> [YOUR TASK]
Return each line of the records holding the string "this".

=== DATASET RECORDS ===

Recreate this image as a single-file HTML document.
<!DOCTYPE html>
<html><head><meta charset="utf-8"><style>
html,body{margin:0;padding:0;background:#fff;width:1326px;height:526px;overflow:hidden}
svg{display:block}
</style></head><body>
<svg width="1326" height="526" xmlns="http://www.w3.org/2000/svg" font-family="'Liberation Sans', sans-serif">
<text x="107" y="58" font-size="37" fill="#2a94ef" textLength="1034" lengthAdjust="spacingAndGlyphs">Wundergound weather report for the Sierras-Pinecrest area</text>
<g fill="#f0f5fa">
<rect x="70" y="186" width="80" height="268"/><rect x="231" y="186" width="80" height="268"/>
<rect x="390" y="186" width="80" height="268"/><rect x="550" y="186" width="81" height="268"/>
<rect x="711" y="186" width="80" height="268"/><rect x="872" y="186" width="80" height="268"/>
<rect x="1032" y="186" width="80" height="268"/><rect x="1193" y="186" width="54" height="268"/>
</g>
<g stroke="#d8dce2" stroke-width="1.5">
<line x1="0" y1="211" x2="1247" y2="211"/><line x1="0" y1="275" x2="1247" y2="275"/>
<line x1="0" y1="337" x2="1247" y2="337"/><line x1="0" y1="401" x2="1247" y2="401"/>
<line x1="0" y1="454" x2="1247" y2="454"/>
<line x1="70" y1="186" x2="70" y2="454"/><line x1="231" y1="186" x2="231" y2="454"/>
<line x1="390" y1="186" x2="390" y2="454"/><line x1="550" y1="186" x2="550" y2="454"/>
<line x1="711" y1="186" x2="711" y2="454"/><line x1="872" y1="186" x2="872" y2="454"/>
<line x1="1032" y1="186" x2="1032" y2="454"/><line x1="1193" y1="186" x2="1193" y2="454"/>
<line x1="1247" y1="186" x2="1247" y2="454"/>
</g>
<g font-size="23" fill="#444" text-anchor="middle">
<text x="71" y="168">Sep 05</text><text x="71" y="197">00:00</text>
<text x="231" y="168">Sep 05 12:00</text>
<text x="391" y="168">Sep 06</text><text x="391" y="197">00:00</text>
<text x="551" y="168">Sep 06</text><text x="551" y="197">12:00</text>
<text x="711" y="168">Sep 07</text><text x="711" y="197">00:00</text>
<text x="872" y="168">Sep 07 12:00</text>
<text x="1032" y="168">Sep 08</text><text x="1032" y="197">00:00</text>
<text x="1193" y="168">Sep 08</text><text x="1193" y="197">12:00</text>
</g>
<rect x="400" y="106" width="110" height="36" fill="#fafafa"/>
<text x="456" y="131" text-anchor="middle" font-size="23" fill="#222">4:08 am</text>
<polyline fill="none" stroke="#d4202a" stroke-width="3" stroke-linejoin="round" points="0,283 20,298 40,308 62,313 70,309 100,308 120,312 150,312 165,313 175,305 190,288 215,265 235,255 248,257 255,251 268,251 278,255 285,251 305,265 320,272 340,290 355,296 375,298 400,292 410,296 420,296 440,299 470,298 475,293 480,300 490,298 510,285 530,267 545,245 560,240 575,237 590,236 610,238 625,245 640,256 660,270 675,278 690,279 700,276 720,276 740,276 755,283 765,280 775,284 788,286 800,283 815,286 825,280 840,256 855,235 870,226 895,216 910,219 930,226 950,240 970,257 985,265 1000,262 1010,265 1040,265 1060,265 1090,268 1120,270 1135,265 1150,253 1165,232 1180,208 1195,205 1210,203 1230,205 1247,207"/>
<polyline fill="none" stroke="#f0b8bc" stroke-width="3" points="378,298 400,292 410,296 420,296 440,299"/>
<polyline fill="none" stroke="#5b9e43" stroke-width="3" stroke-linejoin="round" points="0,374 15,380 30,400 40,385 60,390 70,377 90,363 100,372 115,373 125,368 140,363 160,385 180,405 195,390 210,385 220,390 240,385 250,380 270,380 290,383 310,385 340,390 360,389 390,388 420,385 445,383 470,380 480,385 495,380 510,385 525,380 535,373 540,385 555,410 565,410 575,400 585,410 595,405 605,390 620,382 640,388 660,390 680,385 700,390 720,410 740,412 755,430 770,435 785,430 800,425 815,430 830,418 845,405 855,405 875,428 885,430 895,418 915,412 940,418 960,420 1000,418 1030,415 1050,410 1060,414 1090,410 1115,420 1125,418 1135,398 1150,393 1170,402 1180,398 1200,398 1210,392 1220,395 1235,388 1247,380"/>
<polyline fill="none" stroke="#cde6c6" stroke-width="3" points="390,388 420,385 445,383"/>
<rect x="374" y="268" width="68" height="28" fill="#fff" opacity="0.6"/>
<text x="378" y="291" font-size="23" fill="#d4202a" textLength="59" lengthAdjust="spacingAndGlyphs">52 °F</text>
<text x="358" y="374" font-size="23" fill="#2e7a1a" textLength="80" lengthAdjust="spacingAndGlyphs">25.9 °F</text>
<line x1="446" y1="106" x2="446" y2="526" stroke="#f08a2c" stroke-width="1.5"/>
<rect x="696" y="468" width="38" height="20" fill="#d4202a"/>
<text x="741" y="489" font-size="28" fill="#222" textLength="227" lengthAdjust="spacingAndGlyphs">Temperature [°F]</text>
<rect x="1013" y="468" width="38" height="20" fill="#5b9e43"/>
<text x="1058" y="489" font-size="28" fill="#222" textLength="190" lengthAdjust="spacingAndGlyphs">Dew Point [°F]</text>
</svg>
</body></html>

===
=== DATASET RECORDS ===

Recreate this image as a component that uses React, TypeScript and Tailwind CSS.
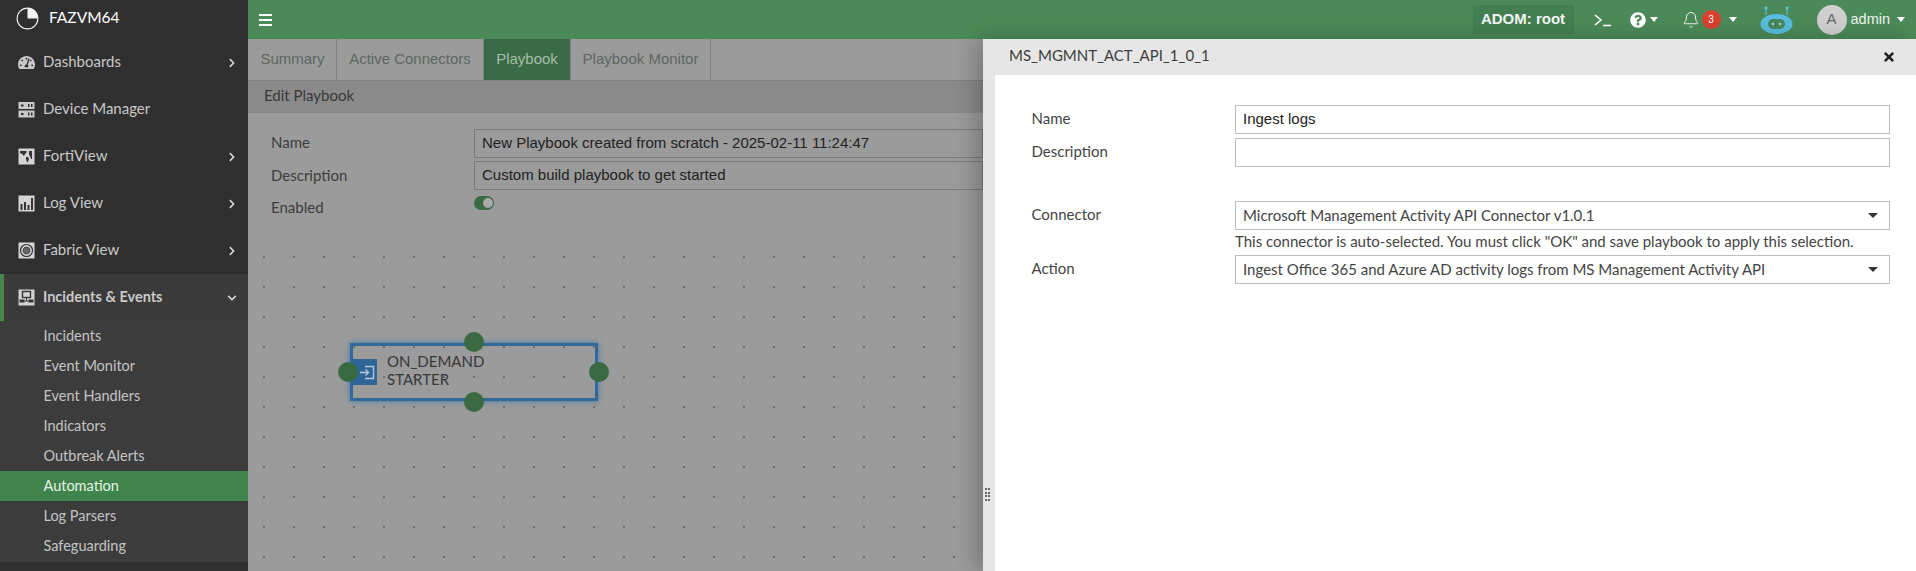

===

> [RESULT OF THE EXERCISE]
Recreate this image as a single-file HTML document.
Recreate this image as a component that uses React, TypeScript and Tailwind CSS.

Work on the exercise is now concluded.